Some of the trekking areas in Nepal readily lend themselves to taking it easy and seeking out diverse experiences and enjoyment, with slow-paced, short and flexible days on the trails and in villages. These areas are where the trail network is dense, lodges, teahouses and campsites are available at short intervals, and the terrain and infrastructure offer diversity.
In short, in addition to the ‘hubs’, these outstanding areas are Helambu, the trekking areas south of Annapurna between the Kali Gandaki Valley and Pokhara, Pokhara Valley and surroundings, the areas south of Pokhara, the lower Khumbu area, ‘hill stations’ east of the Kathmandu Valley, such as Dhulikhel, Nagarkot, and in the plains, Chitwan’s Sauraha.
There are tour operators that offer tours and treks for seniors along the Kathmandu Valley rim, treks to Everest Base Camp, and various other areas. Another pleasant and environmentally friendly option is to stay at one of the so-called ‘eco-hotels that are being built at reasonable distances from Kathmandu, Pokhara and major towns.
All this said it is a fact that elderly people tend to manage elevation changes better than younger people, and that children are fabulous trekkers and love village life in Nepal. If they tire, they can be carried in photos and baby carriers. There are books published on the topic of travelling with children in Nepal.
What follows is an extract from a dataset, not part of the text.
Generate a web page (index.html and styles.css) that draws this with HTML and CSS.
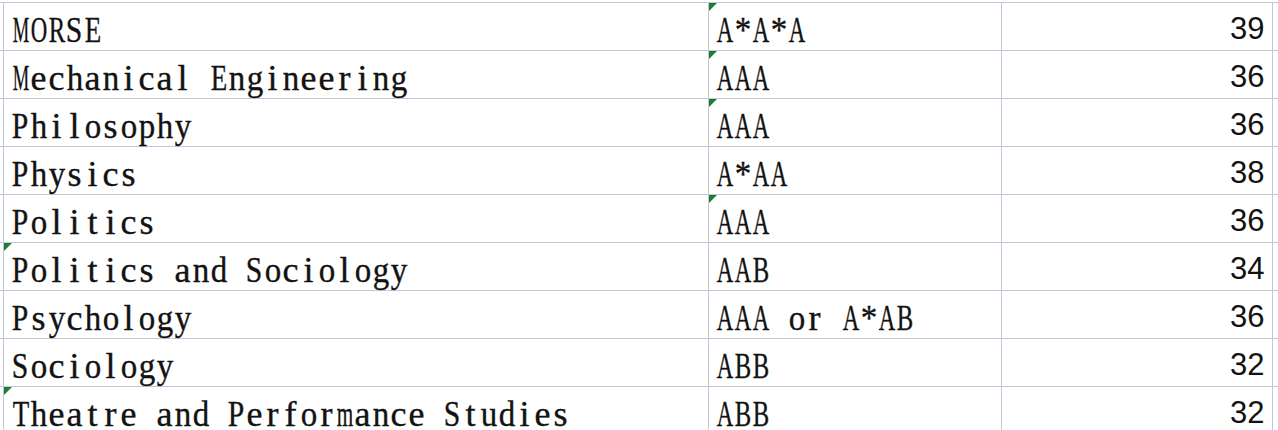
FILE: index.html
```html
<!DOCTYPE html>
<html>
<head>
<meta charset="utf-8">
<link rel="stylesheet" href="styles.css">
</head>
<body>
<div class="sheet">
<table class="grid">
<colgroup>
<col class="c-pre"><col class="c-a"><col class="c-b"><col class="c-c"><col class="c-post">
</colgroup>
<tbody>
<tr><td class="pre"></td><td class="txt">MORSE</td><td class="txt colb flag">A*A*A</td><td class="num">39</td><td></td></tr>
<tr><td class="pre"></td><td class="txt">Mechanical Engineering</td><td class="txt colb flag">AAA</td><td class="num">36</td><td></td></tr>
<tr><td class="pre"></td><td class="txt">Philosophy</td><td class="txt colb flag">AAA</td><td class="num">36</td><td></td></tr>
<tr><td class="pre"></td><td class="txt">Physics</td><td class="txt colb">A*AA</td><td class="num">38</td><td></td></tr>
<tr><td class="pre"></td><td class="txt">Politics</td><td class="txt colb flag">AAA</td><td class="num">36</td><td></td></tr>
<tr><td class="pre"></td><td class="txt flag">Politics and Sociology</td><td class="txt colb">AAB</td><td class="num">34</td><td></td></tr>
<tr><td class="pre"></td><td class="txt">Psychology</td><td class="txt colb">AAA or A*AB</td><td class="num">36</td><td></td></tr>
<tr><td class="pre"></td><td class="txt">Sociology</td><td class="txt colb">ABB</td><td class="num">32</td><td></td></tr>
<tr><td class="pre"></td><td class="txt flag">Theatre and Performance Studies</td><td class="txt colb">ABB</td><td class="num">32</td><td></td></tr>
</tbody>
</table>
</div>
<script src="script.js"></script>
</body>
</html>
```
FILE: styles.css
```css
html, body {
  margin: 0;
  padding: 0;
  background: #ffffff;
}
.sheet {
  width: 1278px;
  height: 430px;
  overflow: hidden;
  padding-top: 2px;
  box-sizing: border-box;
}
.grid {
  border-collapse: collapse;
  table-layout: fixed;
  width: 1290px;
}
.c-pre { width: 3px; }
.c-a { width: 705px; }
.c-b { width: 293px; }
.c-c { width: 271px; }
.c-post { width: 18px; }
.grid td {
  border: 1px solid #c3c6da;
  height: 47px;
  padding: 0;
  box-sizing: border-box;
  position: relative;
  white-space: nowrap;
  overflow: visible;
  vertical-align: top;
  color: #121212;
}
.grid td.pre {
  border-left: none;
}
.txt {
  font-family: "Liberation Serif", "Times New Roman", serif;
  font-size: 36px;
  line-height: 40px;
  padding-top: 7px !important;
  padding-left: 8px !important;
  -webkit-text-stroke: 0.35px #121212;
}
.colb {
  padding-left: 7px !important;
}
.ch {
  display: inline-flex;
  justify-content: center;
  width: 18px;
  white-space: pre;
}
.g {
  display: inline-block;
  transform-origin: 50% 50%;
}
.num {
  font-family: "Liberation Sans", Arial, sans-serif;
  font-size: 31px;
  line-height: 34px;
  text-align: right;
  padding-top: 9px !important;
  padding-right: 7px !important;
}
.flag::before {
  content: "";
  position: absolute;
  left: 0;
  top: 0;
  width: 0;
  height: 0;
  border-top: 8px solid #1f7a33;
  border-right: 8px solid transparent;
}
```
FILE: script.js
```js
document.querySelectorAll('.txt').forEach(function (cell) {
  var text = cell.textContent;
  cell.textContent = '';
  var glyphs = [];
  for (var i = 0; i < text.length; i++) {
    var ch = document.createElement('span');
    ch.className = 'ch';
    var g = document.createElement('span');
    g.className = 'g';
    g.textContent = text[i] === ' ' ? '\u00a0' : text[i];
    ch.appendChild(g);
    cell.appendChild(ch);
    glyphs.push(g);
  }
  glyphs.forEach(function (g) {
    var w = g.getBoundingClientRect().width;
    if (w > 0) {
      var s = Math.min(1.0, 16.5 / w);
      g.style.transform = 'scaleX(' + s.toFixed(3) + ')';
    }
  });
});
```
There is no real reason to segregate, but again we stress that visitors should opt for treks and adventures that suit their physical conditions and needs. Taking your child to Nepal can be the best thing you ever did, but only if you adjust your programme to the child’s needs and interests.
With sufficient time available, flexibility and adjustments, less able-bodied can trek with ease on nearly all the major well-known trekking routes.